Nei pressi delle sorgenti del Brembo e più giù, fino ai pascoli dell’Armentarga, in Val Camisana, ci sono centinaia di massi con incisioni rupestri.
Tracce antropiche antiche di almeno 2500 anni, ma anche più recenti.
Tra le nubi dense di umidità, il ruscellare sommesso dei tanti piccoli rivi che si perdevano annegando nelle torbiere dell’Aga, sotto la mole immensa dei giganti orobici, nel 1953 un giovane pastore di undici anni, proveniente da Clusone, incise un masso lasciando una traccia del suo passaggio: “Benzoni Venanzio pastore anni 11 1953 Clusone”.
Clusone è un comune della Valle Seriana, e il giorno in cui fotografai l’incisione ero incuriosita dal fatto che quel Comune fosse distante dall’Armentarga, in Valle Brembana. Mi affascinava l’idea di scoprire delle relazioni tra due vallate orobiche, separate dai grandi giganti, dalle vette più alte e aspre. Sapevo che le montagne non costituiscono solo un confine ma, soprattutto in passato, rappresentavano dei punti di contatto, come il Passo di Valsecca e le sue numerose incisioni dell’Età del Ferro stanno a testimoniare. Qualcuno infatti circa 2500 anni fa aveva dedicato a Pennino, il dio dei valichi e delle vette, un luogo di culto, una pietra su cui sono tutt’ora presenti incisioni antichissime, probabilmente per ottenere conforto e sostegno da entità superiori in un contesto che ancora oggi incute un profondo rispetto, che toponimi locali come Lago del Diavolo e Pizzo del Diavolo di Tenda testimoniano.

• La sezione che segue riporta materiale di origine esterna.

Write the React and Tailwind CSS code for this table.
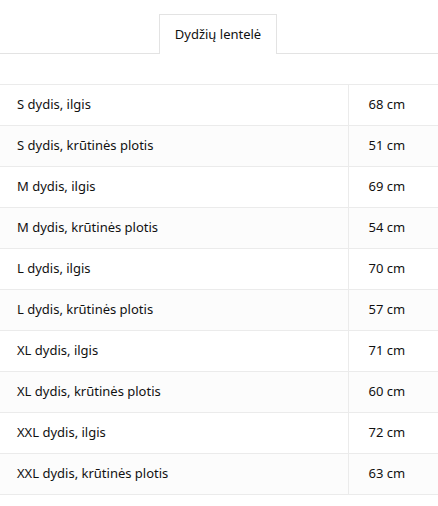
import React from 'react';

const rows = [
  ['S dydis, ilgis', '68 cm'],
  ['S dydis, krūtinės plotis', '51 cm'],
  ['M dydis, ilgis', '69 cm'],
  ['M dydis, krūtinės plotis', '54 cm'],
  ['L dydis, ilgis', '70 cm'],
  ['L dydis, krūtinės plotis', '57 cm'],
  ['XL dydis, ilgis', '71 cm'],
  ['XL dydis, krūtinės plotis', '60 cm'],
  ['XXL dydis, ilgis', '72 cm'],
  ['XXL dydis, krūtinės plotis', '63 cm'],
];

export default function App() {
  return (
    <div className="w-[438px] h-[506px] bg-white text-[13px] text-[#111] font-['Noto_Sans',sans-serif] overflow-hidden">
      {/* tabs */}
      <div className="pt-[14px] flex">
        <div className="border-b border-[#e3e3e3] w-[159px] shrink-0" />
        <div className="w-[118px] h-[40px] border border-b-0 border-[#e3e3e3] flex items-center justify-center">
          Dydžių lentelė
        </div>
        <div className="flex-1 border-b border-[#e3e3e3]" />
      </div>

      <table className="mt-[30px] w-full border-collapse">
        <tbody>
          {rows.map(([label, value], i) => (
            <tr key={i} className={i % 2 ? 'bg-[#fcfcfc]' : 'bg-white'}>
              <td className="h-[41px] pl-[17px] border-y border-[#ebebeb] align-middle">{label}</td>
              <td className="w-[90px] h-[41px] pl-[20px] border-y border-l border-[#ebebeb] align-middle">{value}</td>
            </tr>
          ))}
        </tbody>
      </table>
    </div>
  );
}
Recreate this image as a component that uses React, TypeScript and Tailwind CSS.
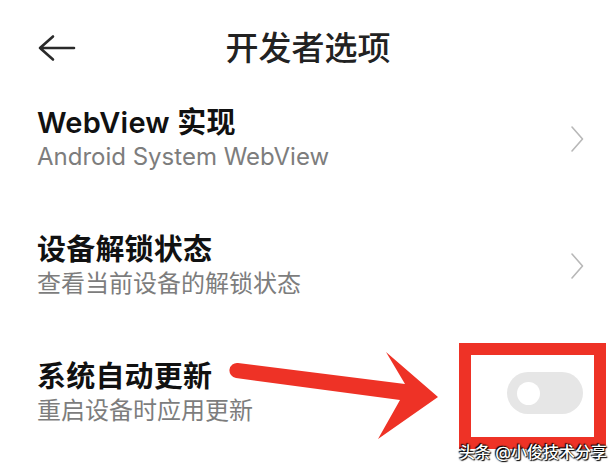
import React from "react";

const FONT = 'Inter, "Noto Sans CJK SC", sans-serif';

function Chevron() {
  return (
    <svg width="16" height="28" viewBox="0 0 16 28" className="shrink-0">
      <path d="M3 2 L13.5 14 L3 26" fill="none" stroke="#b8b8b8" strokeWidth="1.6" strokeLinecap="round" strokeLinejoin="round" />
    </svg>
  );
}

function Row({ title, sub, right }: { title: string; sub: string; right: React.ReactNode }) {
  return (
    <div className="flex items-center justify-between pl-[37px] pr-[31px]">
      <div className="flex flex-col">
        <div className="text-[29px] leading-[36px] font-semibold tracking-[0.2px] text-[#111]">{title}</div>
        <div className="text-[24px] leading-[32px] text-[#7d7d7d]">{sub}</div>
      </div>
      {right}
    </div>
  );
}

export default function App() {
  return (
    <div className="relative w-[616px] h-[472px] overflow-hidden bg-white" style={{ fontFamily: FONT }}>
      <div className="grid h-[96px] grid-cols-[1fr_auto_1fr] items-center">
        <div className="pl-[37px]">
          <svg width="40" height="30" viewBox="0 0 40 30">
            <path d="M3 15 H37 M16 3.5 L3 15 L16 26.5" fill="none" stroke="#2a2a2a" strokeWidth="2.6" strokeLinecap="round" strokeLinejoin="round" />
          </svg>
        </div>
        <div className="text-[33px] leading-[40px] font-medium text-[#222]">开发者选项</div>
        <div />
      </div>

      <div className="flex flex-col gap-[59px] pt-[9px]">
        <Row title="WebView 实现" sub="Android System WebView" right={<Chevron />} />
        <Row title="设备解锁状态" sub="查看当前设备的解锁状态" right={<Chevron />} />
        <Row
          title="系统自动更新"
          sub="重启设备时应用更新"
          right={
            <div className="mr-[2px] flex h-[42px] w-[76px] items-center rounded-full bg-[#e6e6e6] pl-[10px]">
              <div className="h-[23px] w-[23px] rounded-full bg-white" />
            </div>
          }
        />
      </div>

      {/* annotation: red box */}
      <div className="absolute left-[459px] top-[343px] h-[106px] w-[147px] border-[12px] border-[#ee3226]" />

      {/* annotation: red arrow */}
      <svg className="absolute left-0 top-0" width="616" height="472" viewBox="0 0 616 472">
        <path
          d="M238 363 L405 384 L386 352 L438 397 L378 439 L400 400 L236 378 A7.5 7.5 0 0 1 238 363 Z"
          fill="#ee3226"
        />
      </svg>

      <div className="absolute left-[459px] top-[441px] text-[16px] leading-[22px] font-medium text-white [text-shadow:0_0_2px_#000,1px_1px_1px_#000,-1px_-1px_1px_#000]">
        头条 @小俊技术分享
      </div>
    </div>
  );
}
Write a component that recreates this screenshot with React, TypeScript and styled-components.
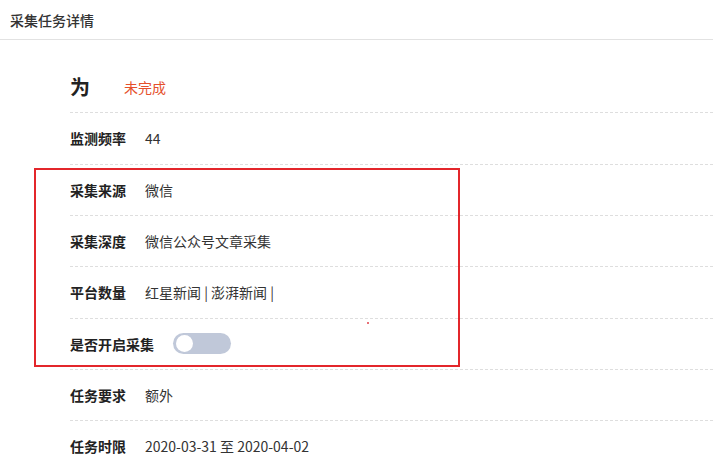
import React from "react";
import styled, { createGlobalStyle } from "styled-components";

const Global = createGlobalStyle`
  html, body { margin: 0; padding: 0; background: #fff; }
  body { font-family: "Noto Sans CJK SC", "Noto Sans", sans-serif; color: #333; }
  * { box-sizing: border-box; }
`;

const Page = styled.div`
  position: relative;
  width: 713px;
  height: 470px;
  overflow: hidden;
`;

const Header = styled.div`
  height: 40px;
  display: flex;
  align-items: center;
  padding-left: 10px;
  border-bottom: 1px solid #e2e2e2;
  font-size: 14px;
  color: #333;
  font-weight: 500;
`;

const Content = styled.div`
  padding: 22px 0 0 70px;
`;

const Row = styled.div<{ $first?: boolean }>`
  display: flex;
  align-items: center;
  gap: 19px;
  height: 51.33px;
  border-bottom: 1px dashed #dedede;
  font-size: 14px;
  line-height: 20px;
`;

const TitleRow = styled(Row)`
  gap: 34px;
`;

const BigTitle = styled.span`
  font-size: 20px;
  font-weight: 700;
  color: #222;
`;

const Status = styled.span`
  color: #e5502c;
  font-size: 14px;
`;

const Label = styled.span`
  font-weight: 700;
  color: #222;
`;

const Value = styled.span`
  color: #333;
  font-family: "Noto Sans CJK SC", "Noto Sans", sans-serif;
`;

const Switch = styled.span`
  position: relative;
  display: inline-block;
  width: 58px;
  height: 21px;
  border-radius: 11px;
  background: #c0c8d9;
`;

const Knob = styled.span`
  position: absolute;
  left: 3px;
  top: 2px;
  width: 17px;
  height: 17px;
  border-radius: 50%;
  background: #fff;
`;

const Highlight = styled.div`
  position: absolute;
  left: 34px;
  top: 168px;
  width: 426px;
  height: 199px;
  border: 2px solid #e3262b;
  pointer-events: none;
`;

const Dot = styled.div`
  position: absolute;
  left: 367px;
  top: 322px;
  width: 2px;
  height: 2px;
  border-radius: 1px;
  background: #e0404a;
`;

const rows: { label: string; value?: string }[] = [
  { label: "监测频率", value: "44" },
  { label: "采集来源", value: "微信" },
  { label: "采集深度", value: "微信公众号文章采集" },
  { label: "平台数量", value: "红星新闻 | 澎湃新闻 |" },
  { label: "是否开启采集" },
  { label: "任务要求", value: "额外" },
  { label: "任务时限", value: "2020-03-31 至 2020-04-02" },
];

export default function App() {
  return (
    <Page>
      <Global />
      <Header>采集任务详情</Header>
      <Content>
        <TitleRow>
          <BigTitle>为</BigTitle>
          <Status>未完成</Status>
        </TitleRow>
        {rows.map((r) => (
          <Row key={r.label}>
            <Label>{r.label}</Label>
            {r.value !== undefined ? (
              <Value>{r.value}</Value>
            ) : (
              <Switch>
                <Knob />
              </Switch>
            )}
          </Row>
        ))}
      </Content>
      <Highlight />
      <Dot />
    </Page>
  );
}
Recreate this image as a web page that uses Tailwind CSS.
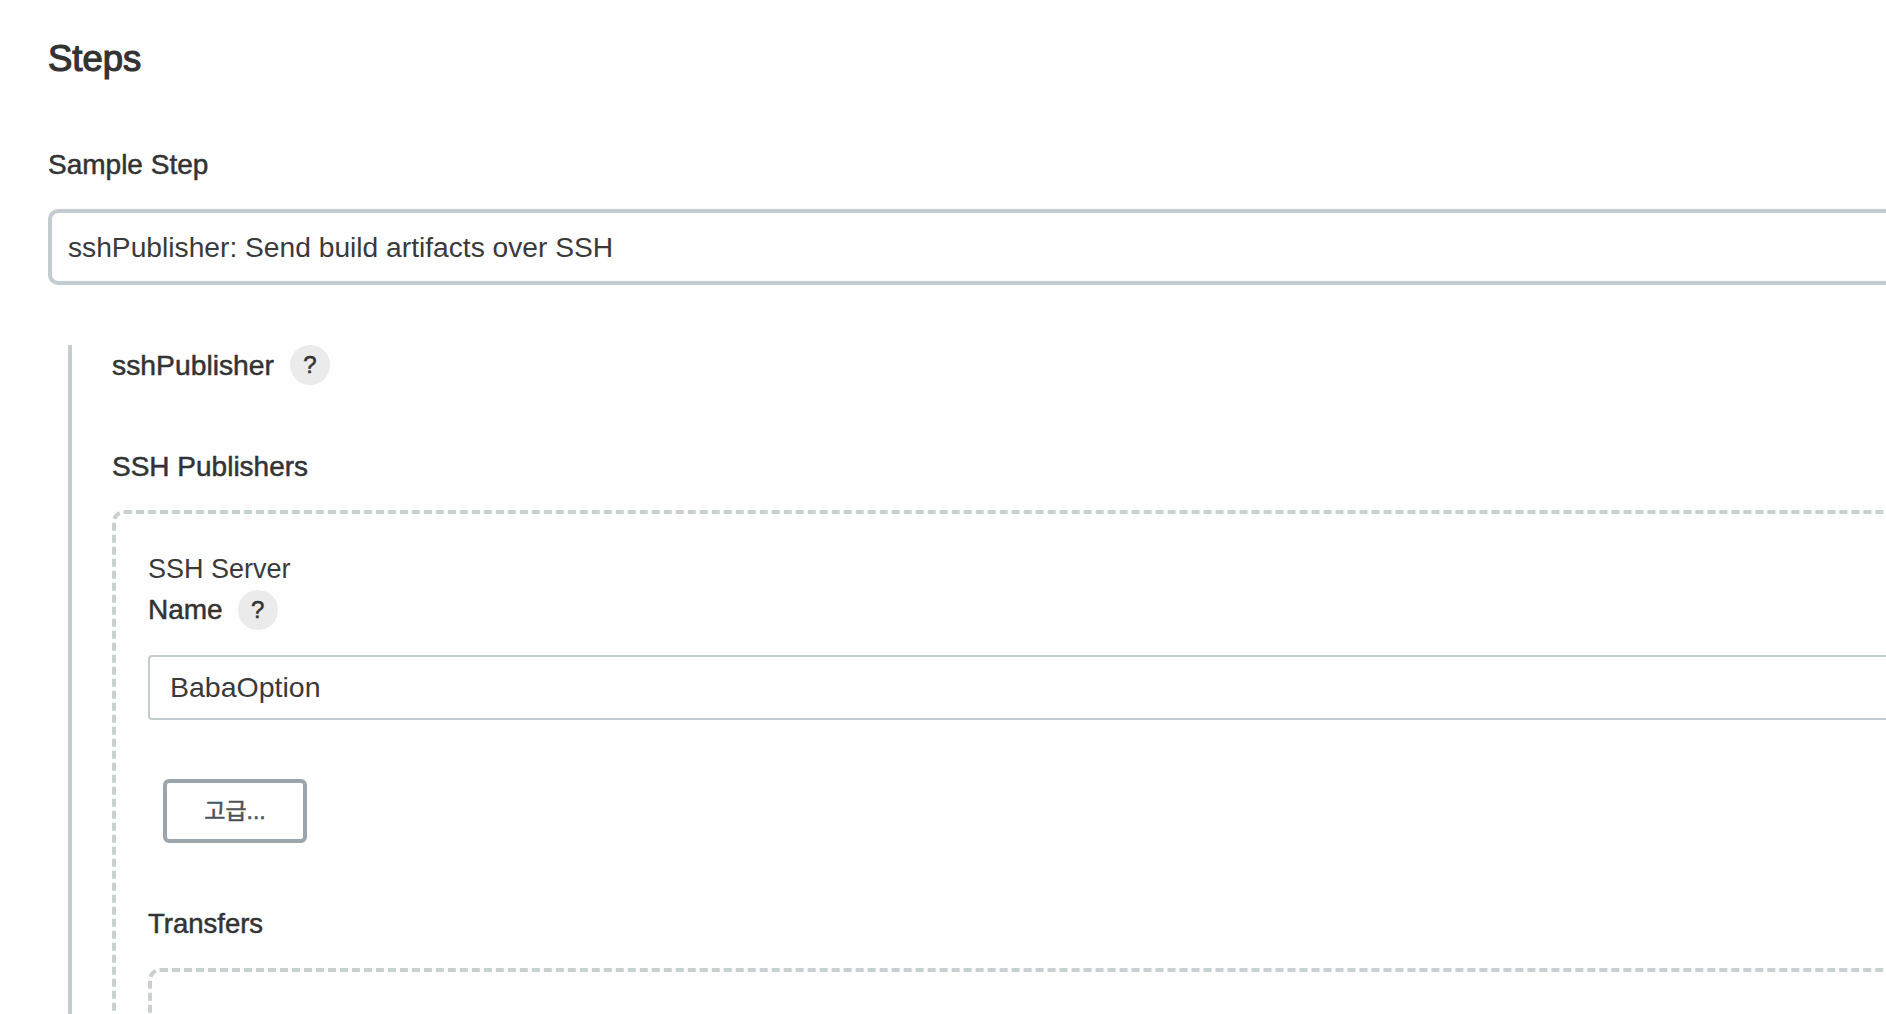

Su una di queste pietre è rappresentata una figura antropomorfa circondata da quelli che sembrano tre lupi, probabilmente dalla posa in cui la prima è raffigurata, si tratta di un sacerdote officiante un rito. Ammetto di avere il desiderio di poter raccontare la storia del sacerdote-mago e dei tre lupi, ma lascio agli archeologi svelare un arcano troppo remoto nel tempo. Invece la vicinanza temporale con quel giovane di 11 anni, il quale aveva certamente a che fare, in modo concreto e tangibile, con il contesto aspro e arcigno nel quale ci trovavamo, e dove si era trovato anche chi incise il mago con i lupi, mi rendeva estremamente curiosa per una storia che non sentivo così lontana.
Per questo la scritta di Venanzio Benzoni mi rimase incisa nella mente e, quando ad un corso in università mi capitò di incontrare Matteo Benzoni, che casualmente mi rivelò essere di Clusone, gli raccontai della pietra incisa. È emerso così che Venanzio è il suo prozio.
Io e mio marito ci siamo ritrovati in viaggio per andare a conoscere il pastore che a undici anni aveva inciso l’enigma che io avevo deciso di decifrare: desideravo risalire al motivo profondo che indusse un giovane ad incidere una pietra tra le pietre incise, a lasciare il suo segno come tanti altri, pastori, minatori e maghi o sacerdoti, avevano fatto prima e, sempre più raramente, dopo di lui.
A Venanzio portavamo in dono la fotografia di quella pietra incisa, che a causa delle incombenze della vita non aveva poi più visto, ma di cui si ricordava e della quale voleva parlarci.
La memoria di Venanzio ora vacilla, ma per fortuna la nostra indagine, risalente a circa due anni fa, è stata fatta per tempo e si è rivelata importante non solo per noi: al tavolo con i suoi figli sono emerse delle memorie di cui nessuno, eccetto lui e quel masso, erano a conoscenza.